Flipside's Analysis of Stablecoin Use

  • Commentary
  • May 2, 2020

Earlier this month, the blockchain and cryptoasset analytics company, Flipside Crypto published an analysis of three popular stablecoins, Tether (USDT), USD Coin (USDC), and Dai (DAI), categorizing how people used the stablecoins in Q1 2020. The analysis focused on the on-chain flows of the three stablecoins, looking exclusively at transfers between addresses on Ethereum, thereby excluding USDT flows on top of other networks such as Bitcoin (via the Omni layer), Tron, EOS, and others. Overall, the company found that USDT is predominantly used for arbitrage purposes on East Asian cryptoasset exchanges, with particular concentration on Binance and Huobi, while DAI is almost solely used within the decentralized finance (DeFi) ecosystem, with the Oasis/Eth2Dai decentralized exchange accounting for the most activity. Interestingly, the company demonstrated that USDC now finds usage both on centralized exchanges and within DeFi, with the latter supported primarily through Coinbase.

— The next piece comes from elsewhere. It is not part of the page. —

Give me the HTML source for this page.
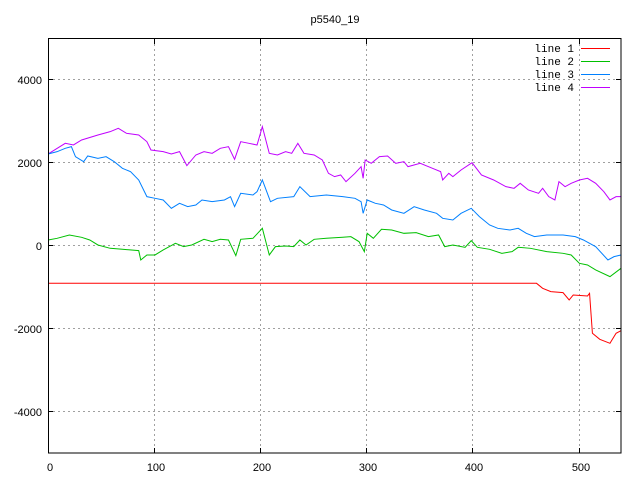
<!DOCTYPE html>
<html><head><style>html,body{margin:0;padding:0;background:#fff;width:640px;height:480px;overflow:hidden}</style></head>
<body>
<svg width="640" height="480" xmlns="http://www.w3.org/2000/svg" font-family="Liberation Sans, sans-serif" font-size="11">
<rect width="640" height="480" fill="#fff"/>
<g stroke="#a0a0a0" stroke-dasharray="2,3" stroke-width="1">
<line x1="48" y1="79.5" x2="621" y2="79.5"/>
<line x1="48" y1="162.5" x2="621" y2="162.5"/>
<line x1="48" y1="245.5" x2="621" y2="245.5"/>
<line x1="48" y1="328.5" x2="621" y2="328.5"/>
<line x1="48" y1="411.5" x2="621" y2="411.5"/>
<line x1="154.5" y1="39" x2="154.5" y2="453"/>
<line x1="260.5" y1="39" x2="260.5" y2="453"/>
<line x1="366.5" y1="39" x2="366.5" y2="453"/>
<line x1="472.5" y1="39" x2="472.5" y2="453"/>
<line x1="579.5" y1="39" x2="579.5" y2="453"/>
</g>
<g stroke="#000" stroke-width="1">
<path d="M48 79.5h5M48 162.5h5M48 245.5h5M48 328.5h5M48 411.5h5M621 79.5h-5M621 162.5h-5M621 245.5h-5M621 328.5h-5M621 411.5h-5M154.5 453v-5M260.5 453v-5M366.5 453v-5M472.5 453v-5M579.5 453v-5M154.5 39v5M260.5 39v5M366.5 39v5M472.5 39v5M579.5 39v5"/>
</g>
<g fill="#000" text-anchor="end">
<text x="42" y="84">4000</text>
<text x="42" y="167">2000</text>
<text x="42" y="250">0</text>
<text x="42" y="333">-2000</text>
<text x="42" y="416">-4000</text>
</g>
<g fill="#000" text-anchor="middle">
<text x="50" y="471">0</text>
<text x="156" y="471">100</text>
<text x="262" y="471">200</text>
<text x="368" y="471">300</text>
<text x="474" y="471">400</text>
<text x="581" y="471">500</text>
<text x="335" y="23">p5540_19</text>
</g>
<g fill="#000" text-anchor="end" font-family="Liberation Mono, monospace" font-size="11">
<text x="574" y="52">line 1</text>
<text x="574" y="65">line 2</text>
<text x="574" y="78">line 3</text>
<text x="574" y="91">line 4</text>
</g>
<line x1="581" y1="48.5" x2="610" y2="48.5" stroke="#ff0000"/>
<line x1="581" y1="61.5" x2="610" y2="61.5" stroke="#00c000"/>
<line x1="581" y1="74.5" x2="610" y2="74.5" stroke="#0080ff"/>
<line x1="581" y1="87.5" x2="610" y2="87.5" stroke="#c000ff"/>
<g transform="matrix(0.408 0 0 0.3333 0 0)" fill="none" stroke-width="1">
<polyline vector-effect="non-scaling-stroke" stroke="#c000ff" points="118,462 160,430 180,435 200,420 240,405 270,395 290,385 310,400 340,405 360,425 370,450 400,455 420,462 440,455 458,497 480,465 500,455 520,460 540,445 560,440 575,478 590,425 610,430 630,435 643,380 660,460 680,465 700,455 715,460 730,430 745,460 770,465 790,480 805,520 820,530 835,525 848,545 870,520 885,500 890,535 895,480 910,490 930,470 950,468 970,490 990,485 1000,500 1030,490 1060,505 1080,515 1085,540 1100,520 1110,530 1130,510 1157,488 1180,525 1210,540 1240,560 1260,565 1275,550 1295,570 1320,580 1330,565 1345,590 1360,600 1370,545 1385,560 1400,550 1420,540 1440,535 1460,550 1480,575 1495,600 1510,590 1522,590"/>
<polyline vector-effect="non-scaling-stroke" stroke="#0080ff" points="118,462 140,455 160,445 175,440 185,470 205,485 215,468 240,475 260,470 280,485 300,505 320,515 340,540 360,590 380,595 400,600 420,625 440,610 460,620 480,615 495,600 520,605 550,600 565,590 575,620 590,580 620,585 630,575 643,540 663,605 680,595 720,590 735,560 760,590 800,585 840,590 870,595 885,605 890,640 900,600 920,610 940,615 960,630 990,640 1015,620 1040,630 1070,640 1085,655 1110,660 1130,640 1155,625 1175,650 1200,675 1220,685 1250,690 1270,685 1290,700 1310,710 1340,705 1380,705 1410,710 1430,720 1460,740 1490,780 1505,770 1522,765"/>
<polyline vector-effect="non-scaling-stroke" stroke="#00c000" points="118,720 140,715 170,705 200,712 220,720 240,735 270,745 300,748 340,752 345,780 360,765 380,765 400,750 430,730 450,740 470,735 500,718 520,725 540,718 560,720 578,767 590,718 620,715 643,685 660,765 675,740 700,738 720,740 735,720 750,735 770,718 800,715 840,712 860,710 880,725 893,755 900,700 915,715 935,688 960,690 990,700 1020,698 1050,710 1075,705 1090,740 1110,735 1140,742 1155,722 1170,742 1200,748 1230,760 1255,755 1270,742 1300,745 1340,755 1380,760 1400,765 1420,790 1440,795 1460,810 1495,830 1522,805"/>
<polyline vector-effect="non-scaling-stroke" stroke="#ff0000" points="118,850 1315,850 1330,865 1350,875 1380,878 1395,900 1405,885 1440,888 1445,880 1452,1000 1470,1018 1495,1030 1510,1000 1522,992"/>
</g>
<rect x="48.5" y="38.5" width="572.5" height="414.5" fill="none" stroke="#000" stroke-width="1"/>
</svg>
</body></html>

Flipside Crypto’s findings highlight several interesting themes surrounding the development of stablecoins. While the problems surrounding Tether, such as its lack of transparency and regulatory oversight, its ongoing legal problems with the NYAG, and an arguably unhealthy relationship with iFinex, have been heavily discussed within the cryptoasset community, Tether continues to dominate the stablecoin market. USDT on Ethereum has seen particularly large inflows, with its network value growing from $2.29 billion at the beginning of January to $5.62 billion at the end of April. Investors and traders may simply be using Tether as a trading mechanism for short term arbitrage and hedging purposes, rather than treating it as an asset per se, in which to hold value over the medium or long term. Indeed, further analysis surrounding the average and median holding times for USDT versus other stablecoins may yield valuable insights as to whether investors view Tether as a safe asset or merely a short-term trading mechanism.

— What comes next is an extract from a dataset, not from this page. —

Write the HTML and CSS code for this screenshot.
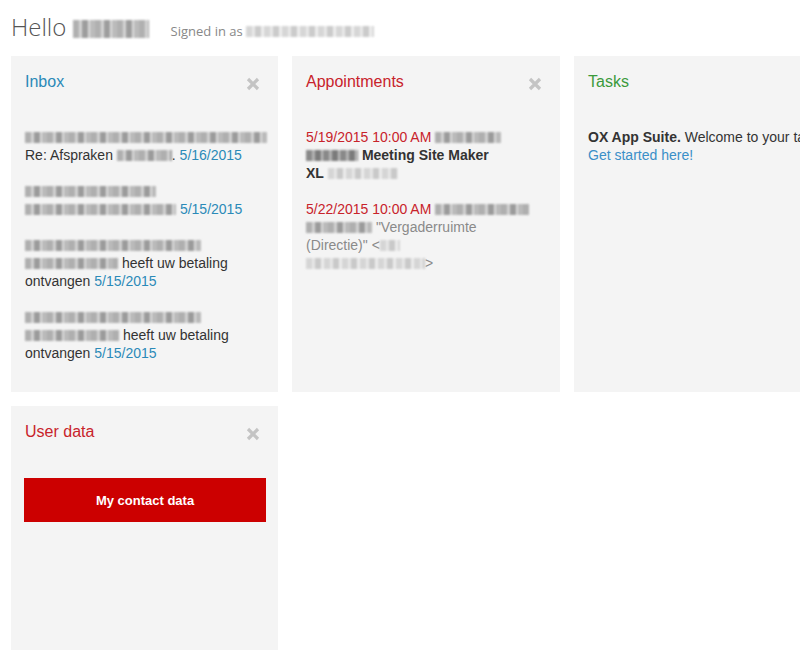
FILE: index.html
```html
<!DOCTYPE html>
<html>
<head>
<meta charset="utf-8">
<link rel="stylesheet" href="styles.css">
</head>
<body>
<header class="header">
  <h1 class="hello">Hello <span class="blur blur-name" style="width:76px"></span></h1>
  <span class="signed">Signed in as <span class="blur blur-light" style="width:128px"></span></span>
</header>
<main class="grid">
  <section class="card">
    <div class="card-head">
      <h2 class="title t-blue">Inbox</h2>
      <svg class="close" viewBox="0 0 14 14"><path d="M2 2L12 12M12 2L2 12"/></svg>
    </div>
    <div class="card-body">
      <p class="item"><span class="blur" style="width:242px"></span><br>Re: Afspraken <span class="blur" style="width:55px"></span>. <span class="date">5/16/2015</span></p>
      <p class="item"><span class="blur" style="width:131px"></span><br><span class="blur" style="width:151px"></span> <span class="date">5/15/2015</span></p>
      <p class="item"><span class="blur" style="width:176px"></span><br><span class="blur" style="width:93px"></span> heeft uw betaling ontvangen <span class="date">5/15/2015</span></p>
      <p class="item"><span class="blur" style="width:176px"></span><br><span class="blur" style="width:94px"></span> heeft uw betaling ontvangen <span class="date">5/15/2015</span></p>
    </div>
  </section>
  <section class="card">
    <div class="card-head">
      <h2 class="title t-red">Appointments</h2>
      <svg class="close" viewBox="0 0 14 14"><path d="M2 2L12 12M12 2L2 12"/></svg>
    </div>
    <div class="card-body">
      <p class="item"><span class="red">5/19/2015 10:00 AM</span> <span class="blur" style="width:66px"></span><br><b><span class="blur blur-dark" style="width:52px"></span> Meeting Site Maker<br>XL</b> <span class="blur blur-light" style="width:70px"></span></p>
      <p class="item"><span class="red">5/22/2015 10:00 AM</span> <span class="blur" style="width:94px"></span><br><span class="blur" style="width:66px"></span> <span class="grey">"Vergaderruimte<br>(Directie)" &lt;<span class="blur blur-light" style="width:20px"></span><br><span class="blur blur-light" style="width:119px"></span>&gt;</span></p>
    </div>
  </section>
  <section class="card">
    <div class="card-head">
      <h2 class="title t-green">Tasks</h2>
    </div>
    <div class="card-body">
      <p class="item nowrap"><b>OX App Suite.</b> Welcome to your tasks.<br><a class="link" href="#">Get started here!</a></p>
    </div>
  </section>
  <section class="card">
    <div class="card-head">
      <h2 class="title t-red">User data</h2>
      <svg class="close" viewBox="0 0 14 14"><path d="M2 2L12 12M12 2L2 12"/></svg>
    </div>
    <div class="card-body">
      <button class="btn">My contact data</button>
    </div>
  </section>
</main>
</body>
</html>
```

FILE: styles.css
```css
html, body {
  margin: 0;
  padding: 0;
  overflow: hidden;
  background: #fff;
}
body {
  width: 800px;
  height: 650px;
  font-family: "Liberation Sans", Arial, sans-serif;
  color: #333;
}
.header {
  display: flex;
  align-items: baseline;
  height: 56px;
  padding: 0 11px;
  box-sizing: border-box;
}
.hello {
  margin: 10px 0 0;
  font-family: "Open Sans", sans-serif;
  font-weight: 300;
  font-size: 24px;
  line-height: 34px;
  color: #555;
}
.signed {
  margin-left: 22px;
  font-family: "Open Sans", sans-serif;
  font-size: 13px;
  color: #888;
}
.grid {
  display: grid;
  grid-template-columns: 267px 268px 267px;
  grid-template-rows: 336px 260px;
  column-gap: 14px;
  row-gap: 14px;
  padding-left: 11px;
}
.card {
  background: #f4f4f4;
  padding: 16px 12px 16px 13px;
  box-sizing: border-box;
  overflow: hidden;
}
.card-head {
  display: flex;
  justify-content: space-between;
  align-items: center;
  height: 20px;
  padding-left: 1px;
}
.title {
  margin: 0;
  font-size: 16px;
  font-weight: normal;
  line-height: 20px;
}
.t-blue { color: #2b8ab8; }
.t-red { color: #c8232b; }
.t-green { color: #3b9a3b; }
.close {
  width: 14px;
  height: 14px;
  margin-right: 6px;
  margin-top: 4px;
}
.close path {
  stroke: #c4c4c4;
  stroke-width: 3.2;
  fill: none;
}
.card-body {
  margin-top: 36px;
  padding-left: 1px;
}
.item {
  margin: 0 0 18px;
  font-size: 14px;
  line-height: 18px;
}
.nowrap { white-space: nowrap; }
.date { color: #2b8ab8; }
.red { color: #c8232b; }
.grey { color: #8a8a8a; }
.link { color: #3a8fc8; text-decoration: none; }
.blur {
  display: inline-block;
  height: 11px;
  vertical-align: -1px;
  background: repeating-linear-gradient(90deg, #a3a3a3 0 6px, #cfcfcf 6px 9px, #8c8c8c 9px 15px, #dadada 15px 17px, #b0b0b0 17px 22px);
  filter: blur(1.2px);
  opacity: 0.85;
}
.blur-dark {
  background: repeating-linear-gradient(90deg, #777 0 6px, #aaa 6px 9px, #666 9px 15px, #bbb 15px 17px);
}
.blur-light {
  background: repeating-linear-gradient(90deg, #d0d0d0 0 6px, #e6e6e6 6px 9px, #c2c2c2 9px 15px, #ececec 15px 18px);
}
.blur-name {
  height: 18px;
  vertical-align: -2px;
}
.btn {
  display: block;
  width: calc(100% + 1px);
  margin-left: -1px;
  height: 44px;
  border: 0;
  background: #cc0000;
  color: #fff;
  font-family: "Liberation Sans", Arial, sans-serif;
  font-size: 13px;
  font-weight: bold;
}
```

At the same time, the actual usage of DAI raises some interesting questions. For one, it highlights DAI’s reliance on Coinbase for adoption beyond the DeFi community. While Coinbase has proven to be particularly supportive of the stablecoin, as evidenced by its exchange support among other services, Coinbase’s support of DAI highlights both a lack of adoption from other centralized exchanges, pointing to a possible East-West divide, given Coinbase’s focus on Western markets, as well as the possible centralization risk posed by an increasing concentration of DAI within Coinbase’s services and wallets.